Information given:
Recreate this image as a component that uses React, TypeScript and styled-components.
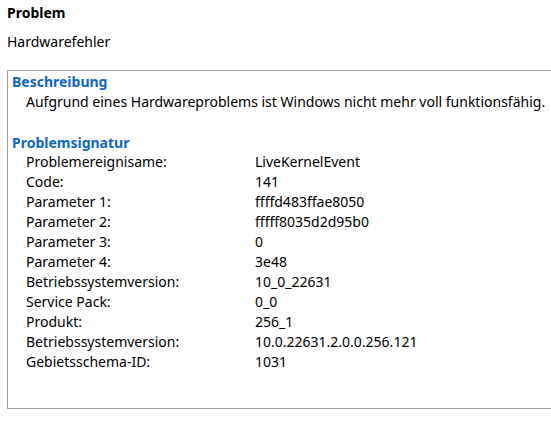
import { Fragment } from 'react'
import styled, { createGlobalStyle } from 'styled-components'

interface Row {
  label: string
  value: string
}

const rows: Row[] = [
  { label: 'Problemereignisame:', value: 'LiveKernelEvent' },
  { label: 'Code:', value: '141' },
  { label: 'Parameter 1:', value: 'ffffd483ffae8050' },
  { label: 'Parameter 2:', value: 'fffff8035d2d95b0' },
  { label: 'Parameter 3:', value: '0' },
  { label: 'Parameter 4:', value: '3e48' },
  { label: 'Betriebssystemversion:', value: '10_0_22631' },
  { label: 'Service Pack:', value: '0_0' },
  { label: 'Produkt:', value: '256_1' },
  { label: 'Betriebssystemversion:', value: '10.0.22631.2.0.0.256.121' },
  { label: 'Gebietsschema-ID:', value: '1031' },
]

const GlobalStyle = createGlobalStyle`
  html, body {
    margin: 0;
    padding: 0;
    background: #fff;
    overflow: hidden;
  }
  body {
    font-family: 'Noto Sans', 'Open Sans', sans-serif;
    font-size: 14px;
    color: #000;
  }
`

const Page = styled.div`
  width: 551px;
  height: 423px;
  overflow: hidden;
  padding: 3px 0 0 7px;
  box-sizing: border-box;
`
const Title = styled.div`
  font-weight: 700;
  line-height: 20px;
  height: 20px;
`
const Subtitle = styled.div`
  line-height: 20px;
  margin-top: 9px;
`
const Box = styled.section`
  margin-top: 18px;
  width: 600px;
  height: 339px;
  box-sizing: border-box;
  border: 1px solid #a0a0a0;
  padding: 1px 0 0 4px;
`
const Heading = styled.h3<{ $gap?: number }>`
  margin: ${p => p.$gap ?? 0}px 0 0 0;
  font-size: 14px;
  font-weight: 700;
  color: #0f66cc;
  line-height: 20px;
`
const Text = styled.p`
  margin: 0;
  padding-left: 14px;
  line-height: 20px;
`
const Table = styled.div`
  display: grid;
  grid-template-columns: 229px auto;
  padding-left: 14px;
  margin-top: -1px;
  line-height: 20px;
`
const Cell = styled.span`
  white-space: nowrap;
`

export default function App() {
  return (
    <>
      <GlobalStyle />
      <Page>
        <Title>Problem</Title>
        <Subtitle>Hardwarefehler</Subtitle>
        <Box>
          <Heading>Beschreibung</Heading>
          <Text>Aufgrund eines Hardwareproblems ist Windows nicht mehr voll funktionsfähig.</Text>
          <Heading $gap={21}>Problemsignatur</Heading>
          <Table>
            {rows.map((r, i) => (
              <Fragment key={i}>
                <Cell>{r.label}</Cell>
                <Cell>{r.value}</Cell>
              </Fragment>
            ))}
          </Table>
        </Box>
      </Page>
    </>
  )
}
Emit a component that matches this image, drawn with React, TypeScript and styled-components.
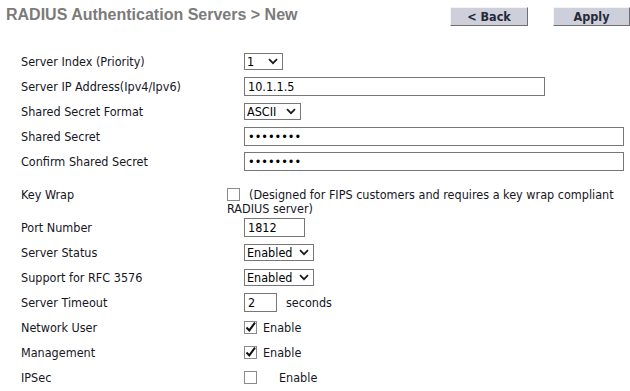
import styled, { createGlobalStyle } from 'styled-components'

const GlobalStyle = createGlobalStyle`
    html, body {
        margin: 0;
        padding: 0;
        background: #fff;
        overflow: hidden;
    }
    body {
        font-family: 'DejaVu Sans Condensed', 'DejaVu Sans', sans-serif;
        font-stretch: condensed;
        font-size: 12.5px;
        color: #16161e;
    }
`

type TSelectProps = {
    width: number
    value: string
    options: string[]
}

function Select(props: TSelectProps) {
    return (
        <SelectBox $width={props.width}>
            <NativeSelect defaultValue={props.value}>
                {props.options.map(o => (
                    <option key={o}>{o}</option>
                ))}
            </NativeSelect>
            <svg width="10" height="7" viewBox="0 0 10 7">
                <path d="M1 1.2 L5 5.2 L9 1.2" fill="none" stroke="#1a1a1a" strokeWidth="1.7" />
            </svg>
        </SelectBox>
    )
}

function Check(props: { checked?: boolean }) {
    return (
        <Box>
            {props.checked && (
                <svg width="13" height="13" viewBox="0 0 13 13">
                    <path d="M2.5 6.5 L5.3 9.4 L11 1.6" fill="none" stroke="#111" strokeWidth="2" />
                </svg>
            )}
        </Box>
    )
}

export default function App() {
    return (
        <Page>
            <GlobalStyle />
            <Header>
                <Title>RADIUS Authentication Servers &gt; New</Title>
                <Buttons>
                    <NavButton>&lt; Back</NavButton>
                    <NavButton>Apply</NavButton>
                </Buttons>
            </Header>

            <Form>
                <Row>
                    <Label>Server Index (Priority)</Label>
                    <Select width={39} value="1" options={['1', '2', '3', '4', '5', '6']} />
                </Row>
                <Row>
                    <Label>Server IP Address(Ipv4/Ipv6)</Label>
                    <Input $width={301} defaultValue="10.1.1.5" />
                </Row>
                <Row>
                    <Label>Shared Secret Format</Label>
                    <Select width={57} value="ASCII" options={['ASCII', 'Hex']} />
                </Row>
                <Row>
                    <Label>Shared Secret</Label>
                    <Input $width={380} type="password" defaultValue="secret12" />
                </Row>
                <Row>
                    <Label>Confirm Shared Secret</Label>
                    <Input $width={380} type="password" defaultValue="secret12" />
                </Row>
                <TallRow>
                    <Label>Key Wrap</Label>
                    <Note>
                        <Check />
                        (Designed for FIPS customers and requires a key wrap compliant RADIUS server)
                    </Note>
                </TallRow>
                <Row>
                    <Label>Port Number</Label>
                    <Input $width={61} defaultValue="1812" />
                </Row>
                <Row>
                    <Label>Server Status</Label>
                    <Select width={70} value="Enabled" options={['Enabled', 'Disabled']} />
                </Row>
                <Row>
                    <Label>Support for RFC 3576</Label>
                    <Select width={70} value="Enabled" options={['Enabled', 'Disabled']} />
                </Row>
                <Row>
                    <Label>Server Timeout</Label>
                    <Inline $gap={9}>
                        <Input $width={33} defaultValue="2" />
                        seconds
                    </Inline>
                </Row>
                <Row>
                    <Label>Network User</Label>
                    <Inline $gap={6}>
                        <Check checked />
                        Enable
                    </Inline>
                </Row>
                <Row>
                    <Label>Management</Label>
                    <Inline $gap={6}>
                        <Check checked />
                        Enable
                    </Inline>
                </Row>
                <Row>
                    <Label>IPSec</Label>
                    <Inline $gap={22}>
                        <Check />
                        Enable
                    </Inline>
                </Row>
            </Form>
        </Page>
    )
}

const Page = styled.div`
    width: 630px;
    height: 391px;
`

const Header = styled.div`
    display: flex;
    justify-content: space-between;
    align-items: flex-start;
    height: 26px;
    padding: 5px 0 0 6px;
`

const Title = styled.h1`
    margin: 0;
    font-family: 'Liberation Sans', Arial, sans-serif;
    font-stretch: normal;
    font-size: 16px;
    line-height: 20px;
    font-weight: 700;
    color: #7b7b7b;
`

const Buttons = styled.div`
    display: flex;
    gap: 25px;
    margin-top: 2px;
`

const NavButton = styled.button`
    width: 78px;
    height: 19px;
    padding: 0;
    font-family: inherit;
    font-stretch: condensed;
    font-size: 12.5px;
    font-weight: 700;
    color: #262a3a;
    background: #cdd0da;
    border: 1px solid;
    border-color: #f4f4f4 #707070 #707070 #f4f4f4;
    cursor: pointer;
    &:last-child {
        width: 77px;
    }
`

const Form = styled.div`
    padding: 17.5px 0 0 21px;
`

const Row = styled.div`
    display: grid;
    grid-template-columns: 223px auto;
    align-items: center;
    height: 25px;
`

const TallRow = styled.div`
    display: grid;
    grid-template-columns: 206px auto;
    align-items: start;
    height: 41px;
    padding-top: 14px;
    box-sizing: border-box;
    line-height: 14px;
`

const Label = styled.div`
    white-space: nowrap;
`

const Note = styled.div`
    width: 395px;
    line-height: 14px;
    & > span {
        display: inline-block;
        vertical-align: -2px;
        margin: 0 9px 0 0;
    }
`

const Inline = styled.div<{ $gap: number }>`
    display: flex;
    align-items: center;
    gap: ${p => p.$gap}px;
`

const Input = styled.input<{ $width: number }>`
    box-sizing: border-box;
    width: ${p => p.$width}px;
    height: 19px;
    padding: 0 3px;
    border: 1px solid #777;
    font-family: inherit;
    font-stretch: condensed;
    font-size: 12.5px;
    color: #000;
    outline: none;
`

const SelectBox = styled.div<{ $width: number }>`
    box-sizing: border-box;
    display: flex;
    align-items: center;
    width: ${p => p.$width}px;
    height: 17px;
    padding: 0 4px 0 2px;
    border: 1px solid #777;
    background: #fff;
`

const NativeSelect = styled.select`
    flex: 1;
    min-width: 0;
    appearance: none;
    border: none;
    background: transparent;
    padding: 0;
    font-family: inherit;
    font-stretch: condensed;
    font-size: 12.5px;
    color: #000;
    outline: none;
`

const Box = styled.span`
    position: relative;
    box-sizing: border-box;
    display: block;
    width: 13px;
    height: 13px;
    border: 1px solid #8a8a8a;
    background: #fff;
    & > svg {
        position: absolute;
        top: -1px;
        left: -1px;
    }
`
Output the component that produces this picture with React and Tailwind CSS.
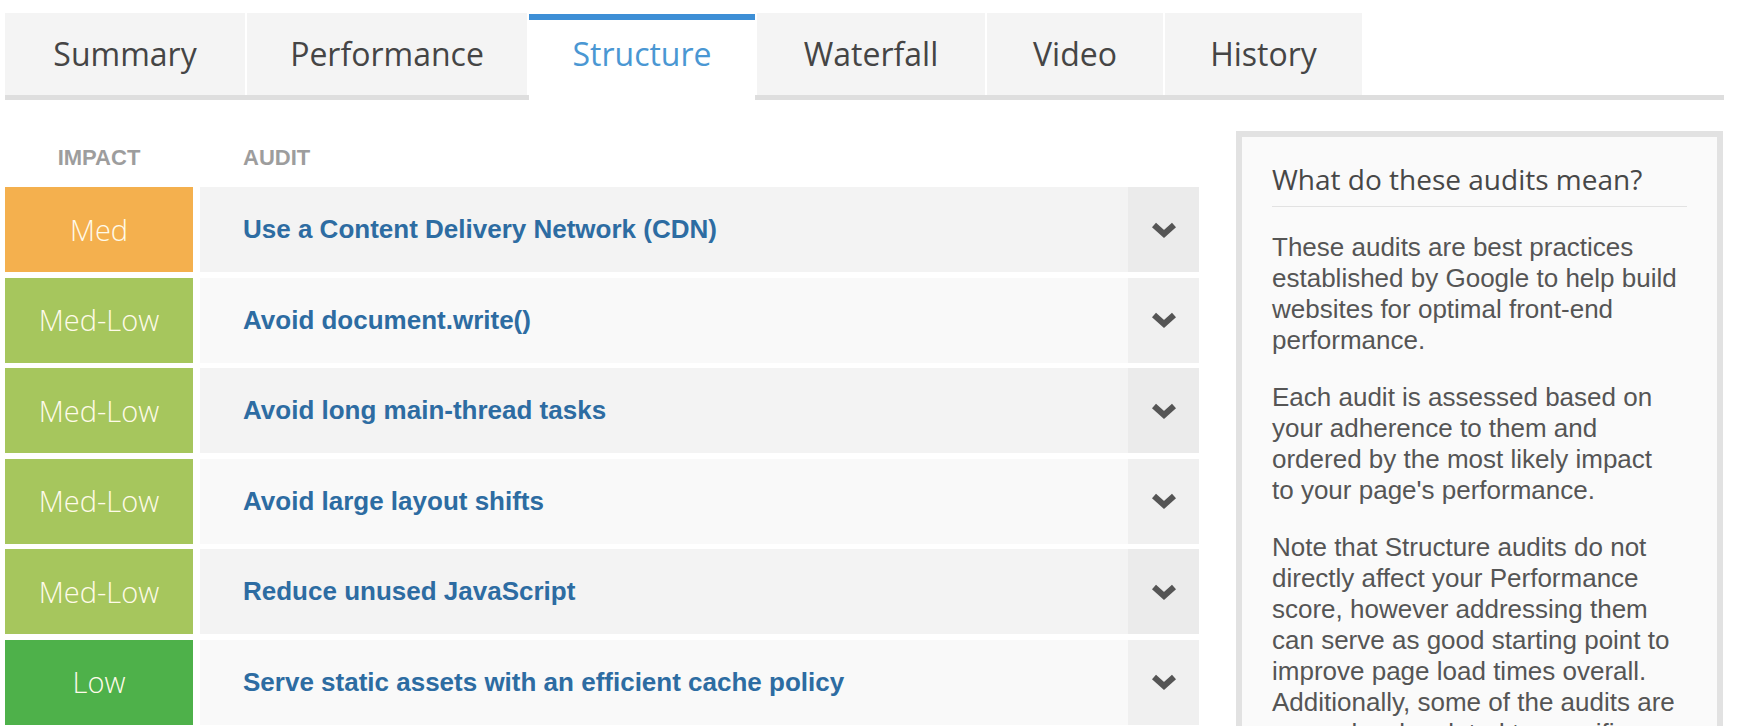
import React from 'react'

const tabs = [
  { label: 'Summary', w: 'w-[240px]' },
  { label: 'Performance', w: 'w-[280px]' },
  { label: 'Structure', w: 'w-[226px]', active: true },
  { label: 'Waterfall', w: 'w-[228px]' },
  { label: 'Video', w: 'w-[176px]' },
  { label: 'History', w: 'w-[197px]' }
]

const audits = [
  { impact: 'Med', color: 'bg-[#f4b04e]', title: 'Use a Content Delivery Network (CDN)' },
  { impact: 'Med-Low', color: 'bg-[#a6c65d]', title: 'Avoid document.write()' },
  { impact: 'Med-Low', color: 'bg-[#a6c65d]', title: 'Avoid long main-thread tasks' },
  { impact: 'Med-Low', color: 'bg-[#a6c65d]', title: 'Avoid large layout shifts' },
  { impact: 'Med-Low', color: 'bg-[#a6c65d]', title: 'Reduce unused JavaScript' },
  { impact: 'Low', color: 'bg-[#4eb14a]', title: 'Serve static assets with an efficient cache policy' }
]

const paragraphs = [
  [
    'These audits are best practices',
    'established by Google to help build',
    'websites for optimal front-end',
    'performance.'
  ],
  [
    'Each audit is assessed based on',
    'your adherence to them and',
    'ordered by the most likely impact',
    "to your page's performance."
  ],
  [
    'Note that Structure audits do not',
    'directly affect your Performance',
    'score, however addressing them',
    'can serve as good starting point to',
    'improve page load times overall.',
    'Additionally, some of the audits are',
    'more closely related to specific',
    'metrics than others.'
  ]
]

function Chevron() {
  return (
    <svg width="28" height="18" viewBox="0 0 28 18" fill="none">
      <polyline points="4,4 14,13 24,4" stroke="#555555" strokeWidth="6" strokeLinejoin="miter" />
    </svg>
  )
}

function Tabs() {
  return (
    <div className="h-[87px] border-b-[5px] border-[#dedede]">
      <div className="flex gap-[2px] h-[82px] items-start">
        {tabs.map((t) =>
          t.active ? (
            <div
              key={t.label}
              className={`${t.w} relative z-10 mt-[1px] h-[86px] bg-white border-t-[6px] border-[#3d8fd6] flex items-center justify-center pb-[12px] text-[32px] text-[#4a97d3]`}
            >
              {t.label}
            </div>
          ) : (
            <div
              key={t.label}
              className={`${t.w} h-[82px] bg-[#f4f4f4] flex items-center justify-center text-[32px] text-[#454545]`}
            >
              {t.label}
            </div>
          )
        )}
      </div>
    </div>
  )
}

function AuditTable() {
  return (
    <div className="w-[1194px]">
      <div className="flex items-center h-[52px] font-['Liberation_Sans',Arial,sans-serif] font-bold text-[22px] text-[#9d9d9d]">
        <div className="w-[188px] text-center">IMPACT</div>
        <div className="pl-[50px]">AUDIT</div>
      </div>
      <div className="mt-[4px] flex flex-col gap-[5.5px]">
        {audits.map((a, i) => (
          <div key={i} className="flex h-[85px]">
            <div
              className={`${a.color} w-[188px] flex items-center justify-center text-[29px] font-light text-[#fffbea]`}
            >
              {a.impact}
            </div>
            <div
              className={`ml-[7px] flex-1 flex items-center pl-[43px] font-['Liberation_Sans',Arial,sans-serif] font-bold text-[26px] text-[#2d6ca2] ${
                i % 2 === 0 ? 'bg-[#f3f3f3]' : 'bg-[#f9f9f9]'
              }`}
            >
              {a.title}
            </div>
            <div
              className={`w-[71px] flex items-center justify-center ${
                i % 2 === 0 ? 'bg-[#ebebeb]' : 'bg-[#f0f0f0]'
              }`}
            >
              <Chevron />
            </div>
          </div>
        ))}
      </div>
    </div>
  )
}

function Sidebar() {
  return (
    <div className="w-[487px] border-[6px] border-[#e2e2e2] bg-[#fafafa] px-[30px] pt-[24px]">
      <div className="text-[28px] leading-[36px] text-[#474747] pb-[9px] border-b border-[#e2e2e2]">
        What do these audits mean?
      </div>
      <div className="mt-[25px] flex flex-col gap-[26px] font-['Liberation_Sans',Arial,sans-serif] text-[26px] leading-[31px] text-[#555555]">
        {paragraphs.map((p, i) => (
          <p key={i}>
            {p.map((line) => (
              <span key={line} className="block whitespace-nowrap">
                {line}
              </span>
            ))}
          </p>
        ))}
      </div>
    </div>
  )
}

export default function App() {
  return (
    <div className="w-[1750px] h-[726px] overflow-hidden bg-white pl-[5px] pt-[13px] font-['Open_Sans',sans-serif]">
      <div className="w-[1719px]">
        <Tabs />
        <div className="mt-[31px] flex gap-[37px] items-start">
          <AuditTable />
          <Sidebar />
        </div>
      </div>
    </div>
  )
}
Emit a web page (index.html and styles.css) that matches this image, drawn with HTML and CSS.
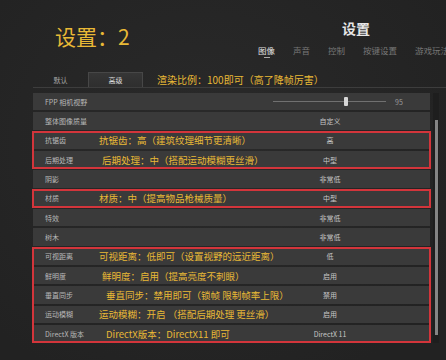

Instruction: Which lines include the word "with"? List them all.

Answer:
Emit a component that matches this image, drawn with React, TypeScript and styled-components.
Output the component that produces this picture with React and Tailwind CSS.
  { impact: 'Low', color: 'bg-[#4eb14a]', title: 'Serve static assets with an efficient cache policy' }
Emit a web page (index.html and styles.css) that matches this image, drawn with HTML and CSS.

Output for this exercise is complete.